++++ PROVIDED DATA ++++

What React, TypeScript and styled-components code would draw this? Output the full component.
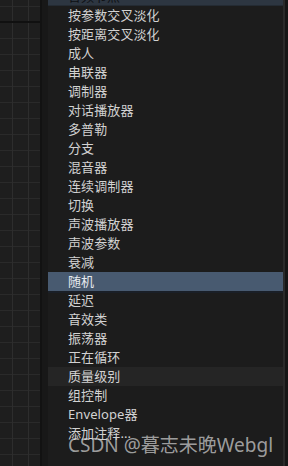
import styled, { createGlobalStyle } from "styled-components";

const GlobalStyle = createGlobalStyle`
  html, body {
    margin: 0;
    padding: 0;
    background: #161616;
    font-family: "Noto Sans", "Noto Sans CJK SC", sans-serif;
  }
`;

const Screen = styled.div`
  position: relative;
  display: flex;
  width: 288px;
  height: 466px;
  overflow: hidden;
  background: #161616;
`;

const Canvas = styled.div`
  width: 40px;
  height: 100%;
  background-color: #1e1e1e;
  background-image:
    linear-gradient(to bottom, transparent 21px, #101010 21px, #101010 23px, transparent 23px),
    repeating-linear-gradient(to right, transparent 0 12px, #2d2d2d 12px 13px, transparent 13px 16px),
    repeating-linear-gradient(to bottom, transparent 0 6px, #2a2a2a 6px 7px, transparent 7px 16px);
`;

const Gutter = styled.div`
  width: 8px;
  height: 100%;
  background: #181818;
  border-left: 2px solid #121212;
  box-sizing: border-box;
`;

const Panel = styled.div`
  display: flex;
  flex-direction: column;
  width: 237px;
  height: 100%;
  background: #1c1c1c;
  border-right: 2px solid #2a2a2a;
  box-sizing: border-box;
`;

const Header = styled.div`
  height: 6px;
  overflow: hidden;
  background: #2d3641;
  border-bottom: 1px solid #242b33;
  box-sizing: border-box;
  span {
    display: block;
    margin-top: -13px;
    padding-left: 20px;
    font-size: 13px;
    line-height: 19px;
    color: #0e1014;
  }
`;

const Item = styled.div<{ $state?: "selected" | "hover" }>`
  height: 19px;
  line-height: 19px;
  padding-left: 20px;
  font-size: 13px;
  letter-spacing: 0.1px;
  color: ${(p) => (p.$state === "selected" ? "#e6e9ee" : "#d2d2d2")};
  white-space: nowrap;
  background: ${(p) =>
    p.$state === "selected" ? "#485a70" : p.$state === "hover" ? "#252525" : "transparent"};
  box-shadow: ${(p) => (p.$state === "selected" ? "0 2px 0 #1a1f27" : "none")};
  position: relative;
`;

const Watermark = styled.div`
  position: absolute;
  left: 68px;
  top: 433px;
  font-size: 19px;
  line-height: 24px;
  color: rgba(215, 215, 215, 0.7);
  white-space: nowrap;
`;

const items = [
  "按参数交叉淡化",
  "按距离交叉淡化",
  "成人",
  "串联器",
  "调制器",
  "对话播放器",
  "多普勒",
  "分支",
  "混音器",
  "连续调制器",
  "切换",
  "声波播放器",
  "声波参数",
  "衰减",
  "随机",
  "延迟",
  "音效类",
  "振荡器",
  "正在循环",
  "质量级别",
  "组控制",
  "Envelope器",
  "添加注释...",
];

export default function App() {
  return (
    <Screen>
      <GlobalStyle />
      <Canvas />
      <Gutter />
      <Panel>
        <Header>
          <span>音频节点</span>
        </Header>
        {items.map((label) => (
          <Item
            key={label}
            $state={label === "随机" ? "selected" : label === "质量级别" ? "hover" : undefined}
          >
            {label}
          </Item>
        ))}
      </Panel>
      <Watermark>CSDN @暮志未晚Webgl</Watermark>
    </Screen>
  );
}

++++

Collect the lines of the data that carry the word "styled".

● **THE OUTPUT**
What React, TypeScript and styled-components code would draw this? Output the full component.
import styled, { createGlobalStyle } from "styled-components";
const Screen = styled.div`
const Canvas = styled.div`
const Gutter = styled.div`
const Panel = styled.div`
const Header = styled.div`
const Item = styled.div<{ $state?: "selected" | "hover" }>`
const Watermark = styled.div`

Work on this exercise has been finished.